Beitragssuche

Datum / Zeitraum:
Beitragsart:
Kategorie:

Editorial

01.Juni 2014 | Beiträge – jüdisches berlin | Gemeinde

Liebe Gemeindemitglieder, der vergangene Monat war für die Juden in Europa von einer Vielzahl von Ereignissen geprägt, die uns alle sicherlich berührt und betroffen haben. Europa ist jedoch nicht nur wegen der Wahl zum Europaparlament das aktuelle Schlagwort und das tragende Thema, welches uns bis in die Sommerpause begleiten wird.

Schon in den Jahren der Weimarer Republik waren die Jüdischen Gemeinden in Europa Zuwanderungsgemeinschaften. Polnische Juden prägten das Gesicht der Jüdischen Gemeinden in der Nachkriegszeit. Juden aus der ehemaligen UDSSR hauchten ab Anfang der 1990er Jahre verstärkt den europäischen jüdischen Gemeinden neues Leben ein.

Der aktuelle politische Wandel Europas rückte jedoch vermehrt die Ukraine in den jüdischen Fokus. Schon seit einem halben Jahr dauern die Konflikte zwischen den widerstreitenden Parteien in der Ukraine an. Dabei wurden seit dem Beginn der Auseinandersetzungen vermehrt antisemitische Tendenzen beobachtet, es wurde sogar von Gewalttaten berichtet. Viele Gemeindemitglieder, die ihre Wurzeln in der Ukraine haben, machen sich große Sorgen um Ihre Angehörigen und Freunde. Es scheint, als werden die Juden in der Ukraine zurzeit zwischen allen Fronten aufgerieben. Juden waren sowohl auf dem Maidan zu sehen und haben sich gegen die ehemaligen Machthaber ausgesprochen. Auf der anderen Seite gibt es aber auch jüdische Stimmen, die sich für den Kurs einer Landesteilung und pro-russisch äußerten.
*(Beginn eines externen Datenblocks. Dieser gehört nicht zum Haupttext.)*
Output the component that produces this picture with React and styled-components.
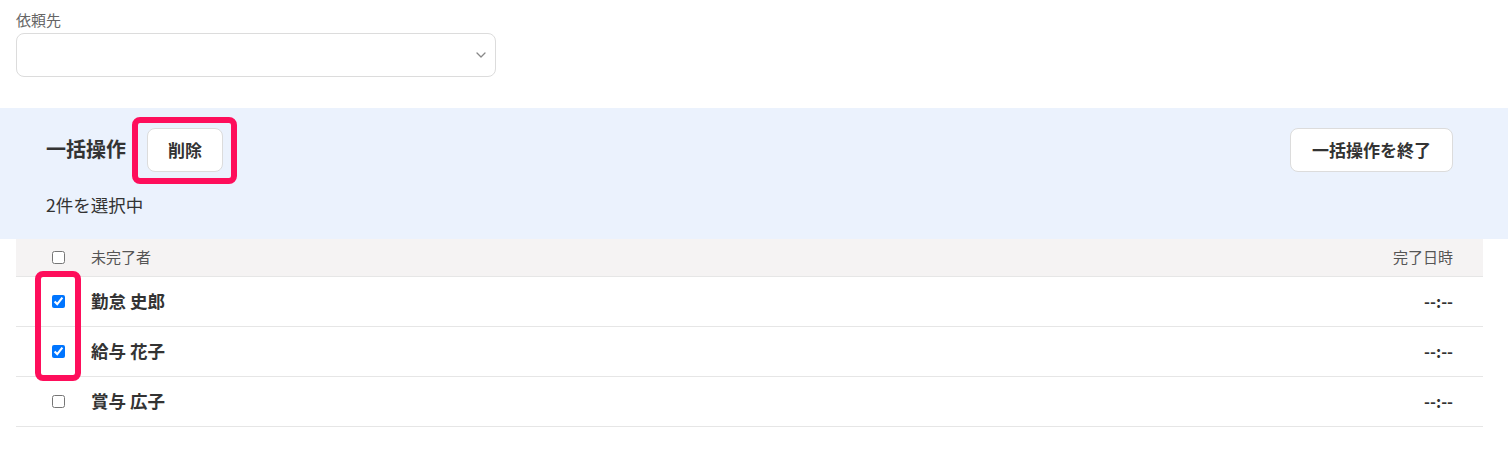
import React, { useState } from "react";
import styled, { createGlobalStyle } from "styled-components";

const Global = createGlobalStyle`
  html, body { margin: 0; padding: 0; background: #fff; }
  body { font-family: "Noto Sans CJK JP", "Noto Sans", sans-serif; color: #333; }
  * { box-sizing: border-box; }
`;

const Page = styled.div`
  padding-top: 10px;
  position: relative;
`;

const Field = styled.div`
  padding: 0 16px;
  width: 512px;
`;

const Label = styled.div`
  font-size: 15px;
  line-height: 20px;
  color: #666;
`;

const SelectBox = styled.div`
  margin-top: 3px;
  height: 44px;
  width: 480px;
  border: 1px solid #dcdcdc;
  border-radius: 8px;
  display: flex;
  align-items: center;
  justify-content: flex-end;
  padding-right: 9px;
  background: #fff;
`;

const Panel = styled.div`
  margin-top: 31px;
  background: #ebf2fd;
  padding: 20px 55px 20px 46px;
`;

const PanelTop = styled.div`
  display: flex;
  align-items: center;
  justify-content: space-between;
  height: 44px;
`;

const Group = styled.div`
  display: flex;
  align-items: center;
  gap: 21px;
`;

const Title = styled.div`
  font-size: 20px;
  font-weight: 700;
  color: #333;
  padding-bottom: 3px;
`;

const Button = styled.button`
  height: 44px;
  padding: 0 ${(p) => p.$pad}px 2px;
  background: #fff;
  border: 1px solid #dcdcdc;
  border-radius: 8px;
  font-family: inherit;
  font-size: 17px;
  font-weight: 700;
  color: #333;
  cursor: pointer;
`;

const Anchor = styled.div`
  position: relative;
  display: flex;
`;

const Highlight = styled.div`
  position: absolute;
  border: 6px solid #fe0e5b;
  border-radius: 8px;
  pointer-events: none;
`;

const Count = styled.div`
  margin-top: 21px;
  margin-bottom: 2px;
  font-size: 17.5px;
  line-height: 24px;
  color: #333;
`;

const Table = styled.div`
  margin: 0 25px 0 16px;
  position: relative;
`;

const Row = styled.div`
  display: flex;
  align-items: center;
  height: ${(p) => (p.$head ? 38 : 50)}px;
  background: ${(p) => (p.$head ? "#f5f3f3" : "#fff")};
  border-bottom: 1px solid #e6e6e6;
  padding: 0 30px 0 36px;
`;

const Check = styled.input`
  margin: 0;
  width: 13px;
  height: 13px;
  flex: none;
`;

const Name = styled.div`
  flex: 1;
  margin-left: 26px;
  padding-bottom: 2px;
  font-size: ${(p) => (p.$head ? 15 : 17.5)}px;
  font-weight: ${(p) => (p.$head ? 400 : 700)};
  color: ${(p) => (p.$head ? "#555" : "#333")};
`;

const Time = styled.div`
  padding-bottom: 2px;
  font-size: ${(p) => (p.$head ? 15 : 16)}px;
  font-weight: ${(p) => (p.$head ? 400 : 700)};
  color: ${(p) => (p.$head ? "#555" : "#333")};
`;

const Chevron = () => (
  <svg width="10" height="6" viewBox="0 0 10 6" fill="none">
    <path d="M1 1l4 4 4-4" stroke="#888" strokeWidth="1.3" strokeLinecap="round" strokeLinejoin="round" />
  </svg>
);

const people = [
  { name: "勤怠 史郎", checked: true },
  { name: "給与 花子", checked: true },
  { name: "賞与 広子", checked: false },
];

export default function App() {
  const [rows, setRows] = useState(people);
  const toggle = (i) =>
    setRows((r) => r.map((x, j) => (j === i ? { ...x, checked: !x.checked } : x)));
  return (
    <Page>
      <Global />
      <Field>
        <Label>依頼先</Label>
        <SelectBox>
          <Chevron />
        </SelectBox>
      </Field>
      <Panel>
        <PanelTop>
          <Group>
            <Title>一括操作</Title>
            <Anchor>
              <Button $pad={20}>削除</Button>
              <Highlight style={{ left: -15, top: -11, right: -14, bottom: -12 }} />
            </Anchor>
          </Group>
          <Button $pad={21}>一括操作を終了</Button>
        </PanelTop>
        <Count>2件を選択中</Count>
      </Panel>
      <Table>
        <Row $head>
          <Check type="checkbox" readOnly />
          <Name $head>未完了者</Name>
          <Time $head>完了日時</Time>
        </Row>
        {rows.map((r, i) => (
          <Row key={r.name}>
            <Check type="checkbox" checked={r.checked} onChange={() => toggle(i)} />
            <Name>{r.name}</Name>
            <Time>--:--</Time>
          </Row>
        ))}
        <Highlight style={{ left: 19, top: 32, width: 46, height: 110 }} />
      </Table>
    </Page>
  );
}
Fakt ist jedoch, dass es unabhängig von der politischen Stellung Einzelner im Ukrainekonflikt eine zunehmende Bedrohung für jüdische Bürger gibt. Das russische Fernsehen berichtete wiederholt über antisemitisch geprägte Übergriffe. Unbestritten hat die Glorifizierung des Nazi-Kollaborateurs Stepan Bandera in Teilen der Westukraine einen bitteren Beigeschmack, da diese Ideologie mit antisemitischem Gedankengut einhergeht, zumal Banderas »Organisation Ukrainischer Nationalisten« an Massakern gegen Juden im II. Weltkrieg beteiligt war. Aus dem im Osten des Landes liegenden Donezk wurde ein Flugblatt bekannt, in dem Juden aufgefordert wurden, sich bei den provisorischen pro-russischen Behörden persönlich zu registrieren und die Eigentumsverhältnisse offenzulegen, sonst drohe die Enteignung und die Ausweisung aus der »Freien Republik Donezk«.
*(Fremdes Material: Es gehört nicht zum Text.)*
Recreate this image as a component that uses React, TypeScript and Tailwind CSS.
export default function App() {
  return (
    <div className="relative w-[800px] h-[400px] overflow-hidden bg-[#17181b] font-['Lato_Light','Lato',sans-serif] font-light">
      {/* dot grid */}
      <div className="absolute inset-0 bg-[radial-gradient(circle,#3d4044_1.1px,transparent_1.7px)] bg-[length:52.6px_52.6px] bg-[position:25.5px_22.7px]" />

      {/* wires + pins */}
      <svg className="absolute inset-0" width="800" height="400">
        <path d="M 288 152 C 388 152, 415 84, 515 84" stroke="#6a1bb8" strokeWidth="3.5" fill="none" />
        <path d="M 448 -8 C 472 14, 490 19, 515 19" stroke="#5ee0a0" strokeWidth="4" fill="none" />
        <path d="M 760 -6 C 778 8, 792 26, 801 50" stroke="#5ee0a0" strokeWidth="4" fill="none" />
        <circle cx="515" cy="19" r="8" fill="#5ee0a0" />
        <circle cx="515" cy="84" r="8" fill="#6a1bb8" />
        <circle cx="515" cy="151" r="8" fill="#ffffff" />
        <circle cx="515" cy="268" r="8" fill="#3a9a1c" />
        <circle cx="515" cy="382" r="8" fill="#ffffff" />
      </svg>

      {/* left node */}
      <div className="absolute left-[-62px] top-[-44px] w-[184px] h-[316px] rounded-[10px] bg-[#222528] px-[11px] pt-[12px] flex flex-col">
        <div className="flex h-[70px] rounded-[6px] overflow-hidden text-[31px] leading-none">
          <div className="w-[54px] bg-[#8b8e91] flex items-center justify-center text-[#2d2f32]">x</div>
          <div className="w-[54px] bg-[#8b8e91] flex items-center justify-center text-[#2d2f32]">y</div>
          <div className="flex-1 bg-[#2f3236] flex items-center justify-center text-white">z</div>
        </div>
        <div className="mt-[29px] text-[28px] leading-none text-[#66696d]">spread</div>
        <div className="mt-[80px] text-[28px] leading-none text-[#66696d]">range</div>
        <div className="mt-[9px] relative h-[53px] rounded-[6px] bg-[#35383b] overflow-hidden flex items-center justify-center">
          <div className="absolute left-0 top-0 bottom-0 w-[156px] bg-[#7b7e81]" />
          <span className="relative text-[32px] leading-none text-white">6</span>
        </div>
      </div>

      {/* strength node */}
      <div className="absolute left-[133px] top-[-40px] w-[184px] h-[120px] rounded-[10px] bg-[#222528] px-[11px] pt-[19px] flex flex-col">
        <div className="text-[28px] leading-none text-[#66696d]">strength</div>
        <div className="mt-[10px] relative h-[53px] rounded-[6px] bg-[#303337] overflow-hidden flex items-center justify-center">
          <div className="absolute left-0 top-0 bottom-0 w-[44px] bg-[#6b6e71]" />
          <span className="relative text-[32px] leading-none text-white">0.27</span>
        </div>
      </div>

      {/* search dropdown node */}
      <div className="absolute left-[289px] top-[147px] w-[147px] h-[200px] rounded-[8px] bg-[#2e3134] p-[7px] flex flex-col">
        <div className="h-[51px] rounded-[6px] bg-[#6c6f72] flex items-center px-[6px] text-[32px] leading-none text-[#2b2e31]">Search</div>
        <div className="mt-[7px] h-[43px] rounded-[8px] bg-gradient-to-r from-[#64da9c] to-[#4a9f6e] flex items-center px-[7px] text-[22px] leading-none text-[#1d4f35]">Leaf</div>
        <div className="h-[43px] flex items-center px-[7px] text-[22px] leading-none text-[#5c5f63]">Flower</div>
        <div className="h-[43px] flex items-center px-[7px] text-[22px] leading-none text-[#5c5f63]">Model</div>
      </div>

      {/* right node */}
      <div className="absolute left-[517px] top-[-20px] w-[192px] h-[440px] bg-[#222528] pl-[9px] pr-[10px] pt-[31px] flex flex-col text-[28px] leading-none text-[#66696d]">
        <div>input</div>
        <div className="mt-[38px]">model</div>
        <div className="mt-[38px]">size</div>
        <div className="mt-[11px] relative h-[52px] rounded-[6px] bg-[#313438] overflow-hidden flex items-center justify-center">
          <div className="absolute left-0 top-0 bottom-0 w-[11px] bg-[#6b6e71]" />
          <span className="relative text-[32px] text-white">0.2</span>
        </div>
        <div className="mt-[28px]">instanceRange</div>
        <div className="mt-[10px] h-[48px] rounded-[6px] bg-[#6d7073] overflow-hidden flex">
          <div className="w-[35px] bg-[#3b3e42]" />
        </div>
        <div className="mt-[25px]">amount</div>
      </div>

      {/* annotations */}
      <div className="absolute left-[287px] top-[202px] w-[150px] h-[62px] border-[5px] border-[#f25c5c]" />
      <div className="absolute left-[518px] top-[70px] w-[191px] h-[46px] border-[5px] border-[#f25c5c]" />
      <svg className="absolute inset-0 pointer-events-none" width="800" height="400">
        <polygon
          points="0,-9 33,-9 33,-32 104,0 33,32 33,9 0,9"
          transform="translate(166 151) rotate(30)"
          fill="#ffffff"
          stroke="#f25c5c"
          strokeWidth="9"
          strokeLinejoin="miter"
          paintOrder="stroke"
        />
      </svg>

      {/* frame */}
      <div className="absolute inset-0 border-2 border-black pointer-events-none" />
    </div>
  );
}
Diese erschreckenden Verhältnisse in Osteuropa bewegen viele Gemeindemitglieder dazu, sich nach einer Möglichkeit der Einreise für ukrainische Juden nach Deutschland zu erkundigen. Nach Rücksprache mit dem Vorsitzenden der Gemeinde und der zuständigen Integrationsdezernentin gibt es folgenden Lösungsansatz:

Der Bundesinnenminister, Herr Dr. Thomas de Maizière hat zugesichert, dass das Bundesamt für Migration und Flüchtlinge angewiesen wurde, Anträge von Juden aus der Ukraine vordringlich zu bearbeiten. Daher bittet die Jüdische Gemeinde zu Berlin, sich in konkreten Fällen an die Integrationsabteilung zu wenden. Hier werden die Namen und die Situation Ihrer Verwandten und Freunde aufgenommen und an die zuständigen Stellen weitergeleitet.

Ein weiteres Ereignis erschütterte vor einigen Tagen die jüdische Gemeinschaft Europas. Der feige Anschlag in und um das Jüdische Museum in Brüssel trifft nicht nur die »Hauptstadt Europas«, sie trifft auch in das Herz der europäischen Juden. Zu frisch sind die Erinnerungen an den Anschlag von Toulouse. Wir alle hatten jedoch die Hoffnung, dass sich ein solches Ereignis nicht wiederholen würde.

Eine Woche vor dem Anschlag in Brüssel hatte ich die Gelegenheit, diese tolerante und multikulturelle Stadt kennenzulernen. Umso ratloser steht man einer solchen sinnlosen Gewalttat gegenüber und fragt sich: Kann so etwas auch in Berlin passieren? Bestürzend ist dann die Erkenntnis: Eine solche Gräueltat ist nirgendwo auf der Welt auszuschließen. Entgegenwirken kann dieser nur ein effektives Sicherheitsnetz und menschliche Solidarität.